Es posible que Samuel Beckett conociera estas vicisitudes: él mismo fue migrante, pasó de Dublín a París, y debió ocultarse durante un tiempo de los nazis por su trabajo en la resistencia francesa. Conocía el abandono, la soledad, la falta de raíces, la extranjería. Se veía en las arrugas secas que rodeaban sus ojos.

CINCO

Al borde del desespero, un caminante tiene pocas opciones: se entrega a la locura, a cualquiera de las formas del suicidio, o se resigna. La locura es vaciarlo todo de sentido; la resignación es aceptarlo como es.

“Lo único que podemos hacer es empezar de nuevo”, dice Vladimir. Más adelante aparece un muchacho con un mensaje del señor Godot. “¿No vendrá esta noche?”, pregunta Vladimir.
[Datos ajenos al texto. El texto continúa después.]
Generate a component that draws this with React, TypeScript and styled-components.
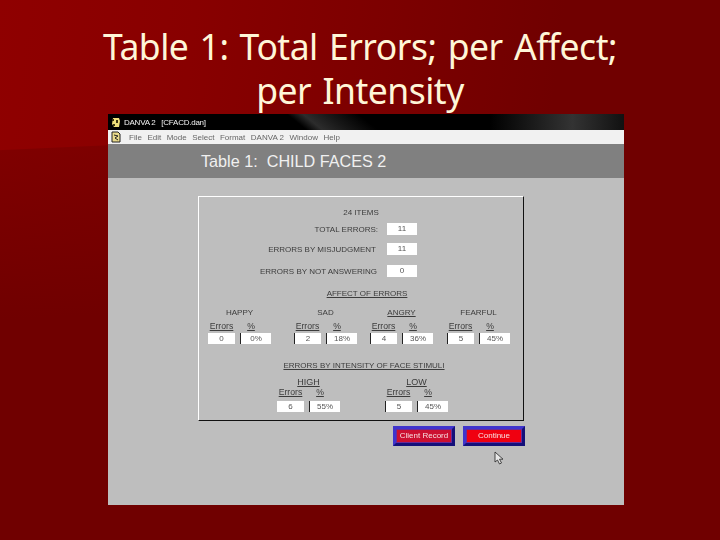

Es la segunda noche consecutiva en que esperan. “No, señor”, responde el muchacho. “Pero vendrá mañana”, dice Vladimir. “Sí, señor”, responde el muchacho. “Seguro”, dice Vladimir. Para aferrarse a una promesa, es necesario olvidar el pasado: olvidar que Godot se ausentó la tarde anterior, que incumplió. El pasado arruina, ensombrece, estorba el ánimo. Es preferible compensar el pasado con la postergación.